**TASK OBJECTIVE**:
Extract word for word the lines of the listing from its start to the line holding "number; text: string;", both ends kept; pictures are not part of the copy.

**COLLECTED DATA**:
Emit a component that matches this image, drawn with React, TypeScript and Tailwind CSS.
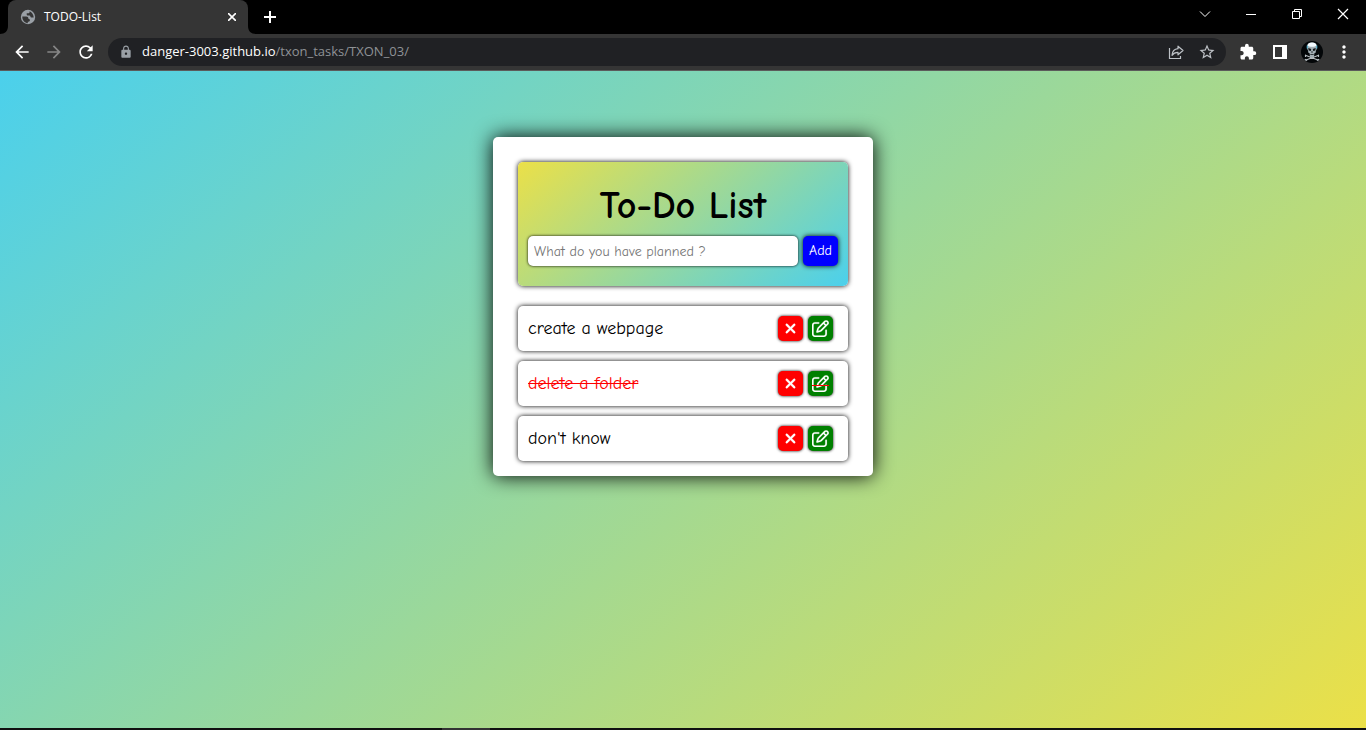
import { useState } from "react";
import { FaRegPenToSquare, FaXmark } from "react-icons/fa6";
import { MdArrowBack, MdArrowForward, MdRefresh, MdLock, MdExtension, MdStarBorder, MdMoreVert } from "react-icons/md";

type Task = { id: number; text: string; done: boolean };

const initialTasks: Task[] = [
  { id: 1, text: "create a webpage", done: false },
  { id: 2, text: "delete a folder", done: true },
  { id: 3, text: "don't know", done: false },
];

function GlobeIcon() {
  return (
    <svg width="16" height="16" viewBox="0 0 16 16" aria-hidden="true">
      <circle cx="8" cy="8" r="7.200" fill="#9aa0a6" />
      <path
        fill="#353535"
        d="M2.300 7.600h3.900c1.500 0 2.200.8 2.200 2.100 1 .1 1.500.6 1.500 1.600 0 .9-.5 1.400-1.500 1.400H7.800v1.500C4.700 14.200 2.300 11.500 2.300 7.600ZM9.600 2.300v.5c0 1-.6 1.500-1.600 1.500H6.700v1.200c0 .6.4.9 1 .9h1.700c.6 0 .9.400 1 1.200.1.700.6 1 1.300 1h2c-.1-2.900-1.700-5.300-4.100-6.300Z"
      />
    </svg>
  );
}

function ShareIcon() {
  return (
    <svg width="16" height="16" viewBox="0 0 16 16" fill="none" stroke="currentColor" strokeWidth="1.2" aria-hidden="true">
      <path d="M1.500 4v10.500h11V12" />
      <path d="M10 2.200 15 6.500 10 10.800V8.300C7.500 8.300 5.500 9 4 11.300 4.300 7.700 6.500 5 10 4.700Z" strokeLinejoin="round" />
    </svg>
  );
}

function SidePanelIcon() {
  return (
    <svg width="14" height="14" viewBox="0 0 14 14" aria-hidden="true">
      <path fill="currentColor" fillRule="evenodd" d="M0 0h14v14H0ZM2 2v10h7V2Z" />
    </svg>
  );
}

function SkullAvatar() {
  return (
    <svg width="22" height="22" viewBox="0 0 22 22" aria-hidden="true">
      <circle cx="11" cy="11" r="11" fill="#030608" />
      <path d="M5 14.500 17 19M17 14.500 5 19" stroke="#b5bcc0" strokeWidth="1.300" strokeLinecap="round" />
      <path d="M4.500 14.200v1.200M4.200 18.500l1.500.8M17.500 14.200v1.200M17.800 18.500l-1.500.8" stroke="#b5bcc0" strokeWidth="1.200" strokeLinecap="round" />
      <path d="M11 1.500c-3.400 0-5 2-5 4.600 0 1.500.4 2.600 1 3.500l.4 2.200 1.200.5.4 3.500c1.200 1.100 2.800 1.100 4 0l.4-3.500 1.200-.5.4-2.200c.6-.9 1-2 1-3.500 0-2.600-1.600-4.600-5-4.600Z" fill="#a3afb5" />
      <path d="M11 1.500c-2.600 0-4.200 1.200-4.700 3 2 1.700 7.400 1.700 9.400 0-.5-1.800-2.100-3-4.700-3Z" fill="#f3fbff" />
      <path d="M6.200 4.500v3M15.800 4.500v3" stroke="#48b4d8" />
      <path d="m7.300 7 2.900 1-.4 2-2.100-.4ZM14.700 7l-2.900 1 .4 2 2.100-.4ZM11 9.700l.9 1.900h-1.800ZM9.300 13h3.400v.8H9.300Z" fill="#101619" />
    </svg>
  );
}

function WindowControls() {
  return (
    <div className="flex h-[28px] items-center text-white">
      <button type="button" aria-label="Search tabs" className="flex w-[46px] justify-center">
        <svg width="12" height="12" viewBox="0 0 12 12" fill="none" stroke="currentColor"><path d="m1 3.500 5 5 5-5" /></svg>
      </button>
      <button type="button" aria-label="Minimize" className="flex w-[46px] justify-center">
        <svg width="10" height="10" viewBox="0 0 10 10"><path d="M0 5h10v1H0Z" fill="currentColor" /></svg>
      </button>
      <button type="button" aria-label="Restore" className="flex w-[46px] justify-center">
        <svg width="10" height="10" viewBox="0 0 10 10" fill="none" stroke="currentColor"><path d="M.5 2.500h7v7h-7ZM2.500 2.500v-2h7v7h-2" /></svg>
      </button>
      <button type="button" aria-label="Close window" className="flex w-[46px] justify-center">
        <svg width="12" height="12" viewBox="0 0 12 12" stroke="currentColor" strokeWidth="1.200"><path d="m1 1 10 10M11 1 1 11" /></svg>
      </button>
    </div>
  );
}

function TabStrip() {
  return (
    <div className="flex h-[34px] justify-between bg-black">
      <div className="flex">
        <svg className="self-end" width="8" height="8" viewBox="0 0 8 8" aria-hidden="true"><path d="M8 0v8H0c5 0 8-3 8-8Z" fill="#353535" /></svg>
        <div className="flex w-[240px] items-center rounded-t-lg bg-[#353535] pr-2 pl-3 text-white">
          <GlobeIcon />
          <span className="ml-2 flex-1 text-xs">TODO-List</span>
          <button type="button" aria-label="Close tab" className="flex size-4 items-center justify-center">
            <svg width="8" height="8" viewBox="0 0 8 8" stroke="currentColor" strokeWidth="1.600"><path d="m0 0 8 8M8 0 0 8" /></svg>
          </button>
        </div>
        <svg className="self-end" width="8" height="8" viewBox="0 0 8 8" aria-hidden="true"><path d="M0 0v8h8C3 8 0 5 0 0Z" fill="#353535" /></svg>
        <button type="button" aria-label="New tab" className="flex w-7 items-center justify-center text-white">
          <svg width="12" height="12" viewBox="0 0 12 12"><path d="M5 0h2v5h5v2H7v5H5V7H0V5h5Z" fill="currentColor" /></svg>
        </button>
      </div>
      <WindowControls />
    </div>
  );
}

function Toolbar() {
  return (
    <div className="flex h-[37px] items-center border-b border-[#5b5b5b] bg-[#353535] px-3 text-white">
      <div className="flex w-24 gap-3">
        <button type="button" aria-label="Back"><MdArrowBack size={20} /></button>
        <button type="button" aria-label="Forward" className="text-[#868686]"><MdArrowForward size={20} /></button>
        <button type="button" aria-label="Reload"><MdRefresh size={20} /></button>
      </div>
      <div className="flex h-7 flex-1 items-center rounded-full bg-[#202124] px-[10px]">
        <MdLock size={14} className="mx-px text-[#9aa0a6]" />
        <div className="ml-2 flex-1 text-[13px] text-[#8f9296]"><span className="text-white">danger-3003.github.io</span>/txon_tasks/TXON_03/</div>
        <div className="flex items-center gap-[14px] text-[#bdc1c6]">
          <button type="button" aria-label="Share"><ShareIcon /></button>
          <button type="button" aria-label="Bookmark"><MdStarBorder size={18} /></button>
        </div>
      </div>
      <div className="ml-3 flex items-center">
        <button type="button" aria-label="Extensions" className="mr-4 ml-px"><MdExtension size={18} /></button>
        <button type="button" aria-label="Side panel" className="mr-[14px]"><SidePanelIcon /></button>
        <button type="button" aria-label="Profile" className="mr-[11px]"><SkullAvatar /></button>
        <button type="button" aria-label="Menu"><MdMoreVert size={20} /></button>
      </div>
    </div>
  );
}

export default function App() {
  const [tasks, setTasks] = useState(initialTasks);
  const [draft, setDraft] = useState("");

  const add = () => {
    if (!draft.trim()) return;
    setTasks([...tasks, { id: Date.now(), text: draft.trim(), done: false }]);
    setDraft("");
  };
  const toggle = (id: number) => setTasks(tasks.map((t) => (t.id === id ? { ...t, done: !t.done } : t)));

  return (
    <div className="flex min-h-screen flex-col font-['Open_Sans','Noto_Sans',sans-serif]">
      <header>
        <TabStrip />
        <Toolbar />
      </header>
      <main className="flex flex-1 items-start justify-center bg-[linear-gradient(140deg,#4bd0ec,#ebe048)] px-4 pt-[66px] font-['Comic_Sans_MS','Comic_Neue','Open_Sans',sans-serif] text-black">
        <section className="w-full max-w-[380px] rounded-[5px] bg-white px-[25px] pt-[25px] pb-[15px] shadow-[0_0_20px_black]">
          <form
            className="rounded-[5px] bg-[linear-gradient(140deg,#ebe048,#4bd0ec)] px-[10px] pt-5 pb-5 shadow-[0_0_5px_black]"
            onSubmit={(e) => { e.preventDefault(); add(); }}
          >
            <h1 className="mb-[6px] text-center text-[38px] leading-[48px] font-bold">To-Do List</h1>
            <div className="flex gap-[5px]">
              <input
                aria-label="New task"
                value={draft}
                onChange={(e) => setDraft(e.target.value)}
                placeholder="What do you have planned ?"
                className="h-[30px] min-w-0 flex-1 rounded-[5px] bg-white px-[6px] text-sm shadow-[0_0_3px_black] outline-none placeholder:text-[#757575]"
              />
              <button type="submit" className="h-[30px] w-[35px] rounded-[5px] bg-[#0000ff] text-sm text-white shadow-[0_0_5px_black]">Add</button>
            </div>
          </form>
          <ul className="mt-5 flex flex-col gap-[10px]">
            {tasks.map((task) => (
              <li key={task.id} className="flex h-[45px] items-center rounded-[5px] bg-white pr-[15px] pl-[10px] shadow-[0_0_5px_black]">
                <button type="button" onClick={() => toggle(task.id)} className={task.done ? "flex-1 text-left text-lg text-[#ff0000] line-through" : "flex-1 text-left text-lg"}>
                  {task.text}
                </button>
                <div className="flex gap-[5px] text-white">
                  <button type="button" aria-label={"Delete " + task.text} onClick={() => setTasks(tasks.filter((t) => t.id !== task.id))} className="flex size-[25px] items-center justify-center rounded-[5px] bg-[#ff0000] shadow-[0_0_3px_black]">
                    <FaXmark size={15} stroke="currentColor" strokeWidth={18} />
                  </button>
                  <button type="button" aria-label={"Edit " + task.text} className="relative flex size-[25px] items-center justify-center rounded-[5px] bg-[#008000] shadow-[0_0_3px_black]">
                    <FaRegPenToSquare size={17} stroke="currentColor" strokeWidth={4} />
                    {task.done && <span className="absolute top-[14px] h-px w-[17px] bg-[#ff0000]" />}
                  </button>
                </div>
              </li>
            ))}
          </ul>
        </section>
      </main>
      <footer className="flex h-[2px] bg-[#101010]">
        <div className="ml-[442px] w-12 bg-[#333333]" />
      </footer>
    </div>
  );
}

**RESPONSE**:
Emit a component that matches this image, drawn with React, TypeScript and Tailwind CSS.
import { useState } from "react";
import { FaRegPenToSquare, FaXmark } from "react-icons/fa6";
import { MdArrowBack, MdArrowForward, MdRefresh, MdLock, MdExtension, MdStarBorder, MdMoreVert } from "react-icons/md";

type Task = { id: number; text: string; done: boolean };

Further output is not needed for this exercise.